• _Exercise aim_: Report, as a bare number, how many lines contain the string "with".

====== Data in this exercise

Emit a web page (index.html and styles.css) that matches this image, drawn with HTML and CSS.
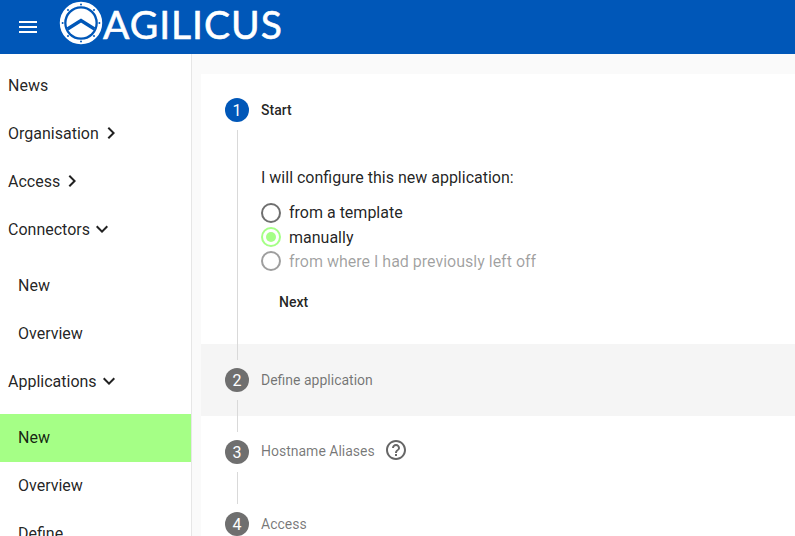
FILE: index.html
```html
<!DOCTYPE html>
<html lang="en">
<head>
    <meta charset="UTF-8">
    <meta name="viewport" content="width=device-width, initial-scale=1.0">
    <title>Agilicus - New Application</title>
    <link rel="stylesheet" href="styles.css">
</head>
<body>
    <header class="toolbar">
        <button class="menu-button" aria-label="Menu">
            <svg width="24" height="24" viewBox="0 0 24 24"><path fill="#fff" d="M3 18h18v-2H3v2zm0-5h18v-2H3v2zm0-7v2h18V6H3z"/></svg>
        </button>
        <svg class="logo-mark" width="44" height="44" viewBox="0 0 44 44">
            <circle cx="22" cy="22" r="19" fill="none" stroke="#fff" stroke-width="4.4"/>
            <circle cx="22" cy="22" r="14.5" fill="#fff"/>
            <path fill="none" stroke="#0057b8" stroke-width="3.4" d="M8.5 28L22 19.5 35.5 28"/>
            <g fill="#0057b8">
                <circle cx="22" cy="3.6" r="1"/><circle cx="22" cy="40.4" r="1"/>
                <circle cx="3.6" cy="22" r="1"/><circle cx="40.4" cy="22" r="1"/>
                <circle cx="9" cy="9" r="1"/><circle cx="35" cy="9" r="1"/>
                <circle cx="9" cy="35" r="1"/><circle cx="35" cy="35" r="1"/>
            </g>
        </svg>
        <span class="logo-text">AGILICUS</span>
    </header>

    <div class="layout">
        <nav class="sidenav">
            <a class="nav-item">News</a>
            <a class="nav-item">Organisation
                <svg class="chevron" width="24" height="24" viewBox="0 0 24 24"><path d="M10 6L8.59 7.41 13.17 12l-4.58 4.59L10 18l6-6z"/></svg>
            </a>
            <a class="nav-item">Access
                <svg class="chevron" width="24" height="24" viewBox="0 0 24 24"><path d="M10 6L8.59 7.41 13.17 12l-4.58 4.59L10 18l6-6z"/></svg>
            </a>
            <a class="nav-item">Connectors
                <svg class="chevron" width="24" height="24" viewBox="0 0 24 24"><path d="M16.59 8.59L12 13.17 7.41 8.59 6 10l6 6 6-6z"/></svg>
            </a>
            <div class="submenu">
                <a class="nav-item">New</a>
                <a class="nav-item">Overview</a>
            </div>
            <a class="nav-item">Applications
                <svg class="chevron" width="24" height="24" viewBox="0 0 24 24"><path d="M16.59 8.59L12 13.17 7.41 8.59 6 10l6 6 6-6z"/></svg>
            </a>
            <div class="submenu">
                <a class="nav-item active">New</a>
                <a class="nav-item">Overview</a>
                <a class="nav-item">Define</a>
            </div>
        </nav>

        <main class="content">
            <section class="stepper">
                <div class="step-header">
                    <span class="step-icon current">1</span>
                    <span class="step-label current">Start</span>
                </div>
                <div class="step-body">
                    <div class="step-inner">
                        <p class="question">I will configure this new application:</p>
                        <div class="radio-group">
                            <label class="radio"><span class="radio-ring"></span>from a template</label>
                            <label class="radio checked"><span class="radio-ring"></span>manually</label>
                            <label class="radio disabled"><span class="radio-ring"></span>from where I had previously left off</label>
                        </div>
                        <button class="next-button">Next</button>
                    </div>
                </div>

                <div class="step-header hovered">
                    <span class="step-icon">2</span>
                    <span class="step-label">Define application</span>
                </div>
                <div class="step-gap"></div>

                <div class="step-header">
                    <span class="step-icon">3</span>
                    <span class="step-label with-help">Hostname Aliases</span>
                    <svg class="help-icon" width="24" height="24" viewBox="0 0 24 24"><path d="M11 18h2v-2h-2v2zm1-16C6.48 2 2 6.48 2 12s4.48 10 10 10 10-4.48 10-10S17.52 2 12 2zm0 18c-4.41 0-8-3.59-8-8s3.59-8 8-8 8 3.59 8 8-3.59 8-8 8zm0-14c-2.21 0-4 1.79-4 4h2c0-1.1.9-2 2-2s2 .9 2 2c0 2-3 1.75-3 5h2c0-2.25 3-2.5 3-5 0-2.21-1.79-4-4-4z"/></svg>
                </div>
                <div class="step-gap"></div>

                <div class="step-header">
                    <span class="step-icon">4</span>
                    <span class="step-label">Access</span>
                </div>
            </section>
        </main>
    </div>
</body>
</html>
```

FILE: styles.css
```css
html, body {
    height: 100%;
    overflow: hidden;
}

body {
    margin: 0;
    font-family: Roboto, "Liberation Sans", sans-serif;
    color: rgba(0, 0, 0, 0.87);
    background: #fff;
}

.toolbar {
    display: flex;
    align-items: center;
    height: 54px;
    background: #0057b8;
    color: #fff;
}

.menu-button {
    display: flex;
    width: 24px;
    height: 24px;
    margin-left: 16px;
    padding: 0;
    border: none;
    background: transparent;
}

.logo-mark {
    margin-left: 19px;
    margin-top: -8px;
}

.logo-text {
    margin-top: -6px;
    font-family: Lato, sans-serif;
    font-size: 39px;
    letter-spacing: 1px;
    line-height: 44px;
    -webkit-text-stroke: 0.6px #fff;
}

.layout {
    display: flex;
    height: calc(100% - 54px);
}

.sidenav {
    flex: 0 0 191px;
    padding-top: 7px;
    border-right: 1px solid #e6e6e6;
    overflow: hidden;
}

.nav-item {
    display: flex;
    align-items: center;
    height: 48px;
    padding-left: 8px;
    font-size: 16px;
}

.chevron {
    fill: rgba(0, 0, 0, 0.87);
}

.submenu {
    padding-top: 8px;
}

.submenu .nav-item {
    padding-left: 18px;
}

.submenu .nav-item.active {
    box-sizing: border-box;
    margin: 1px 0 -1px;
    padding-bottom: 2px;
    background: #a5ff86;
}

.content {
    flex: 1;
    padding: 20px 0 0 9px;
    background: #fafafa;
    overflow: hidden;
}

.stepper {
    background: #fff;
    height: 100%;
}

.step-header {
    display: flex;
    align-items: center;
    height: 72px;
    padding-left: 24px;
    box-sizing: border-box;
}

.step-header.hovered {
    background: #f5f5f5;
}

.step-icon {
    display: flex;
    align-items: center;
    justify-content: center;
    width: 24px;
    height: 24px;
    border-radius: 50%;
    background: #6f6f6f;
    color: #fff;
    font-size: 16px;
}

.step-icon.current {
    background: #0057b8;
}

.step-label {
    margin-left: 12px;
    font-size: 14px;
    color: rgba(0, 0, 0, 0.54);
}

.step-label.current {
    font-weight: 500;
    color: rgba(0, 0, 0, 0.87);
}

.step-label.with-help {
    margin-top: -2px;
}

.help-icon {
    margin-left: 9px;
    margin-top: -4px;
    fill: #666;
}

/* connector lines run 16px into the headers on both sides */
.step-body, .step-gap {
    position: relative;
    margin: -16px 0 -16px 36px;
    border-left: 1px solid #d9d9d9;
}

.step-gap {
    height: 32px;
}

.step-body {
    height: 230px;
}

.step-inner {
    padding: 38px 0 0 23px;
}

.question {
    margin: 0 0 12px;
    font-size: 16px;
    line-height: 20px;
}

.radio-group {
    display: flex;
    flex-direction: column;
}

.radio {
    display: flex;
    align-items: center;
    height: 24px;
    font-size: 16px;
}

.radio:first-child {
    height: 25px;
}

.radio-ring {
    position: relative;
    width: 20px;
    height: 20px;
    margin-right: 8px;
    border: 2px solid #6f6f6f;
    border-radius: 50%;
    box-sizing: border-box;
}

.radio.checked .radio-ring {
    border-color: #a5ff86;
}

.radio.checked .radio-ring::after {
    content: "";
    position: absolute;
    inset: 3px;
    border-radius: 50%;
    background: #a5ff86;
}

.radio.disabled {
    color: rgba(0, 0, 0, 0.38);
}

.radio.disabled .radio-ring {
    border-color: #9e9e9e;
}

.next-button {
    display: block;
    margin: 11px 0 0 2px;
    padding: 0 16px;
    height: 36px;
    border: none;
    background: transparent;
    font-family: inherit;
    font-size: 14px;
    font-weight: 500;
    color: rgba(0, 0, 0, 0.87);
}
```
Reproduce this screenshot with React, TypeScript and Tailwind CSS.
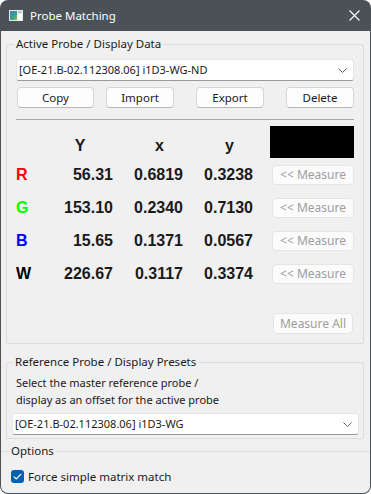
import React from 'react';

const ui = "font-['Noto_Sans',sans-serif]";
const bold = "font-['Liberation_Sans',Arial,sans-serif] font-bold";

const Chevron: React.FC = () => (
  <svg width="9" height="5" viewBox="0 0 9 5" className="shrink-0">
    <path d="M0.5 0.5 L4.5 4.5 L8.5 0.5" fill="none" stroke="#606060" strokeWidth="1" />
  </svg>
);

const Combo: React.FC<{ value: string }> = ({ value }) => (
  <div className="flex items-center h-[22px] w-full bg-white border border-[#e5e5e5] border-b-[#9a9a9a] rounded-[3px] pl-[2px] pr-[6px] text-[11px] text-[#1a1a1a]">
    <span className="flex-1 truncate">{value}</span>
    <Chevron />
  </div>
);

const Button: React.FC<{ label: string; className?: string }> = ({ label, className }) => (
  <button className={`h-[21px] bg-[#fdfdfd] border border-[#d6d6d6] border-b-[#b8b8b8] rounded-[4px] text-[11.5px] text-[#1a1a1a] leading-none ${className}`}>
    {label}
  </button>
);

const rows = [
  { k: 'R', color: 'text-[#ff0000]', Y: '56.31', x: '0.6819', y: '0.3238' },
  { k: 'G', color: 'text-[#00ff00]', Y: '153.10', x: '0.2340', y: '0.7130' },
  { k: 'B', color: 'text-[#0000ff]', Y: '15.65', x: '0.1371', y: '0.0567' },
  { k: 'W', color: 'text-black', Y: '226.67', x: '0.3117', y: '0.3374' },
];

export default function App() {
  return (
    <div className={`w-[371px] h-[494px] bg-[#4a5258] rounded-[8px] overflow-hidden flex flex-col ${ui}`}>
      {/* Title bar */}
      <div className="h-[31px] flex items-center shrink-0 pl-[9px] pr-[11px]">
        <svg width="14" height="11" viewBox="0 0 14 11" className="shrink-0">
          <defs>
            <linearGradient id="g" x1="0" y1="0" x2="1" y2="1">
              <stop offset="0" stopColor="#3a7fd0" />
              <stop offset="0.6" stopColor="#3aa58a" />
              <stop offset="1" stopColor="#8cc84a" />
            </linearGradient>
          </defs>
          <rect x="0" y="0" width="14" height="11" fill="#e8ecef" />
          <rect x="1" y="1" width="7" height="9" fill="url(#g)" />
          <rect x="9" y="1" width="4" height="2" fill="#b8c6d4" />
          <rect x="9" y="4" width="4" height="6" fill="#ffffff" />
        </svg>
        <span className="ml-[7px] text-[11.5px] text-white">Probe Matching</span>
        <svg width="11" height="11" viewBox="0 0 11 11" className="ml-auto">
          <path d="M0.5 0.5 L10.5 10.5 M10.5 0.5 L0.5 10.5" stroke="#ffffff" strokeWidth="1.1" />
        </svg>
      </div>

      {/* Client area */}
      <div className="flex-1 mx-[1px] mb-[1px] bg-[#f0f0f0] rounded-b-[7px] overflow-hidden pt-[5px] text-[#1a1a1a]">
        {/* Active probe */}
        <fieldset className="ml-[5px] mr-[6px] border border-[#dcdcdc] rounded-[2px] pl-[9px] pr-[9px] pb-[9px]">
          <legend className="text-[11.5px] leading-[16px] px-[2px] -ml-[2px]">Active Probe / Display Data</legend>
          <div className="mt-[7px]">
            <Combo value="[OE-21.B-02.112308.06] i1D3-WG-ND" />
          </div>
          <div className="flex mt-[6px]">
            <Button label="Copy" className="ml-[1px] w-[77px]" />
            <Button label="Import" className="ml-[12px] w-[68px]" />
            <Button label="Export" className="ml-[22px] w-[68px]" />
            <Button label="Delete" className="ml-[22px] w-[68px]" />
          </div>
          <div className="mt-[11px] h-px bg-[#a9a9a9]" />

          <div className={`mt-[6px] text-[16px] ${bold}`}>
            <div className="flex h-[32px]">
              <div className="w-[31px]" />
              <div className="w-[66px] text-center pt-[8px]">Y</div>
              <div className="w-[70px] text-center pl-[23px] pt-[8px]">x</div>
              <div className="w-[70px] text-center pl-[23px] pt-[8px]">y</div>
              <div className="w-[17px]" />
              <div className="w-[84px] bg-black" />
            </div>
            {rows.map((r) => (
              <div key={r.k} className="flex items-center h-[33px]">
                <div className={`w-[31px] ${r.color}`}>{r.k}</div>
                <div className="w-[66px] text-right">{r.Y}</div>
                <div className="w-[70px] text-right">{r.x}</div>
                <div className="w-[70px] text-right">{r.y}</div>
                <div className="w-[19px]" />
                <div className={`w-[82px] h-[20px] flex items-center justify-center bg-[#fbfbfb] border border-[#e5e5e5] rounded-[4px] text-[12px] font-normal text-[#9d9d9d] ${ui}`}>
                  &lt;&lt; Measure
                </div>
              </div>
            ))}
          </div>

          <div className="flex justify-end mt-[23px]">
            <div className="w-[80px] h-[21px] mr-[1px] flex items-center justify-center bg-[#fbfbfb] border border-[#e5e5e5] rounded-[4px] text-[12px] text-[#9d9d9d]">
              Measure All
            </div>
          </div>
        </fieldset>

        {/* Reference probe */}
        <fieldset className="mt-[10px] ml-[5px] mr-[6px] border border-[#dcdcdc] rounded-[2px] pl-[5px] pr-[4px] pb-[3px]">
          <legend className="text-[11.5px] leading-[16px] px-[2px] ml-[1px]">Reference Probe / Display Presets</legend>
          <div className="mt-[4px] pl-[4px] text-[11px] leading-[17px]">
            <div>Select the master reference probe /</div>
            <div>display as an offset for the active probe</div>
          </div>
          <div className="mt-[5px]">
            <Combo value="[OE-21.B-02.112308.06] i1D3-WG" />
          </div>
        </fieldset>

        {/* Options */}
        <fieldset className="mt-[4px] border-0 border-t border-[#dcdcdc] pl-[10px]">
          <legend className="text-[11.5px] leading-[16px] px-[2px] -ml-[2px]">Options</legend>
          <label className="flex items-center mt-[9px] text-[11.5px]">
            <span className="w-[13px] h-[13px] rounded-[3px] bg-[#005fb8] flex items-center justify-center">
              <svg width="9" height="7" viewBox="0 0 9 7">
                <path d="M0.8 3.6 L3.3 6 L8.2 0.9" fill="none" stroke="#ffffff" strokeWidth="1.2" />
              </svg>
            </span>
            <span className="ml-[4px]">Force simple matrix match</span>
          </label>
        </fieldset>
      </div>
    </div>
  );
}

============

• _Result_: 4